Juventud en marcha
La película de Michael Haneke retrata los orígenes del nazismo en la Alemania de 1913.
En una entrevista para la revista Film Comment, otorgada al crítico austríaco Alexander Horwath, Haneke sostenía: “Siempre pienso que en los lugares ‘pequeños’ se ensayan y se desarrollan los grandes acontecimientos, en términos de su clima moral y espiritual”. Tal declaración funciona como un contrapunto semántico de las primeras palabras del narrador omnisciente de Una cinta blanca, un maestro de escuela que habla desde un futuro impreciso: “Creo que debo contar los extraños sucesos que acontecieron en nuestra aldea... Quizás podrán esclarecer cosas que ocurrieron en el país”. Es 1913, al norte de Alemania; los años venideros, entre guerra y guerra, no serán otra cosa que la mácula de un siglo.
Todo empieza con un accidente: un cable casi invisible intercepta a un jinete y su caballo. De allí en adelante, los accidentes serán una constante. La serenidad pastoral y el sobreviviente orden feudal de un pueblo pequeño protestante se resquebrajan.
El barón conocerá el descontento de sus súbditos, el médico de la comunidad será capaz tanto de curar a los pobladores como de humillar a quien supuestamente ama, el implacable pastor no podrá rectificar el Mal que merodea entre sus fieles. La cinta blanca sobre el brazo de sus vástagos podrá remitir a un ideal de pureza a conquistar a través de la disciplina y el dogma, pero detrás del discurso virtuoso y teológico se agita una violencia enmudecida.
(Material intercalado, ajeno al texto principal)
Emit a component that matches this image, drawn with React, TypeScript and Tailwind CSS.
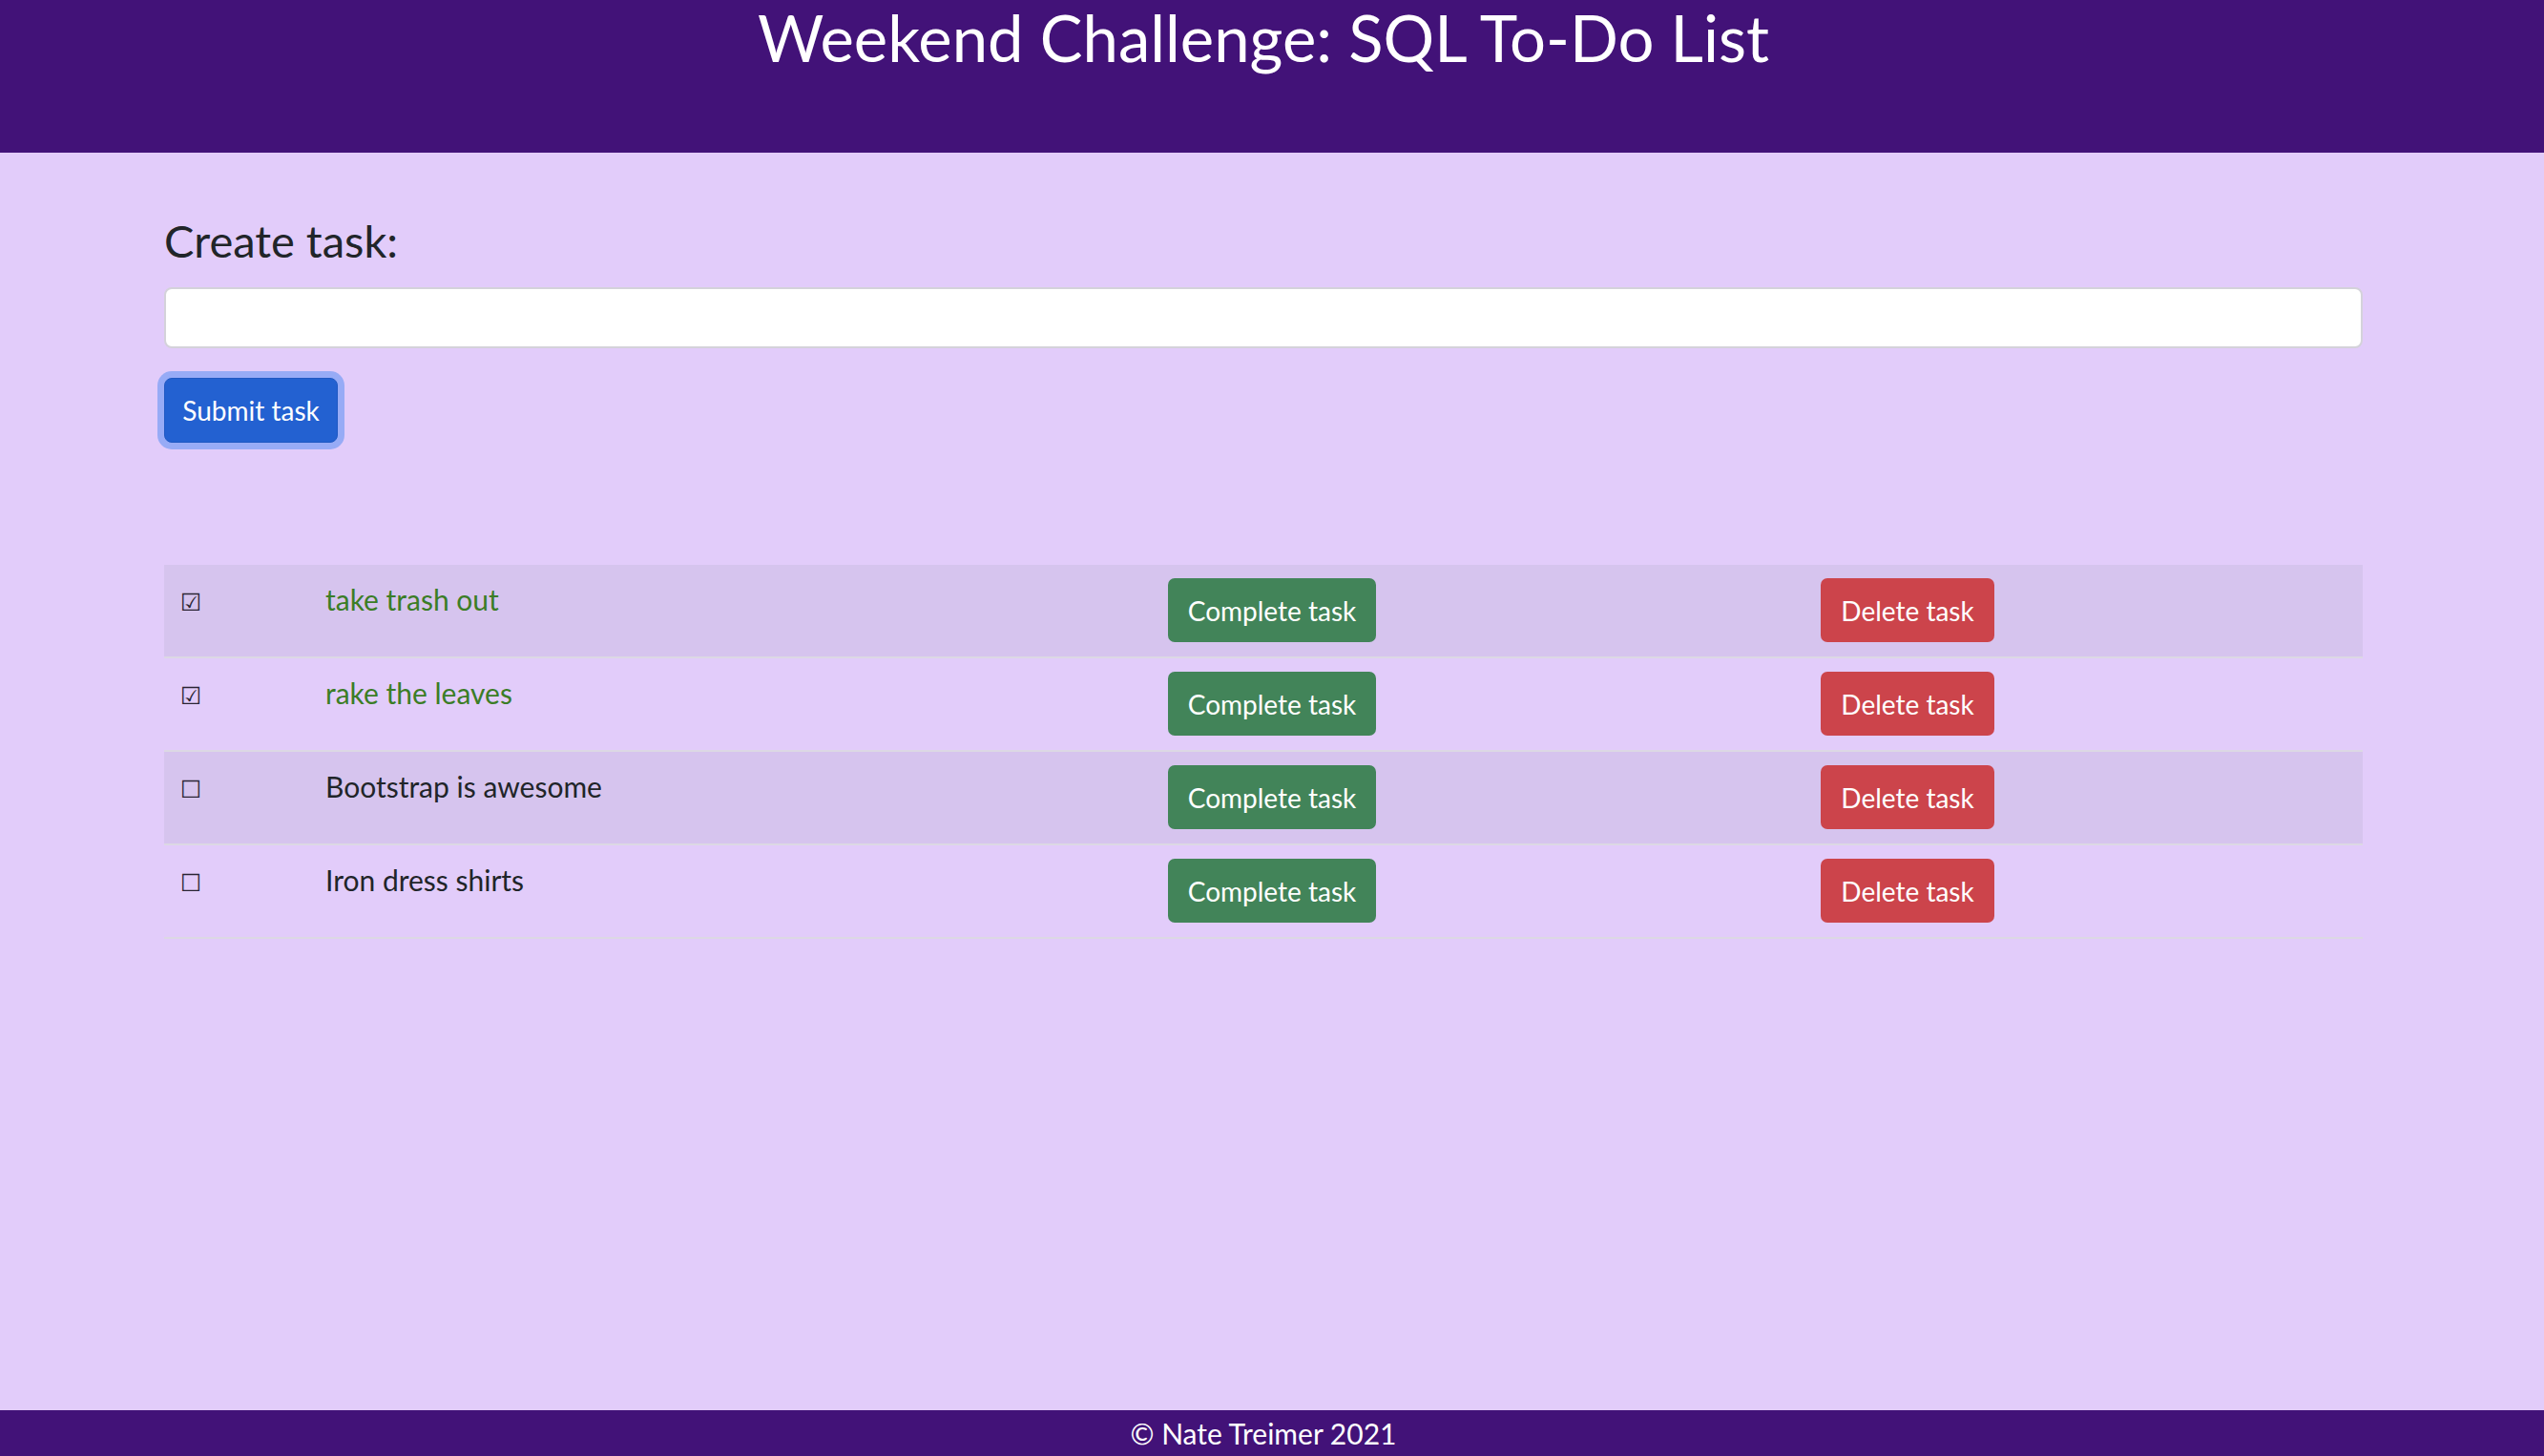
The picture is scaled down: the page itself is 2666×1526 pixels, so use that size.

El látigo y la oración son complementarios, como la castidad y la compulsión libidinosa.
La ganadora de Cannes 2009 pone en escena la tesis del psicólogo Wilhelm Reich: el fascismo es un fenómeno ligado a la insatisfacción sexual de las masas. Que a un adolescente le aten las manos para dormir es el reverso del pasaje en el que un adulto se siente con el derecho de gozar de su descendencia durante la misma etapa de crecimiento.
Estos jóvenes caucásicos, futuros miembros de la juventud hitleriana, antes de levantar su mano ante la presencia de un demente aprendieron un evangelio en el que Eros poseía el semblante de una deidad demoníaca.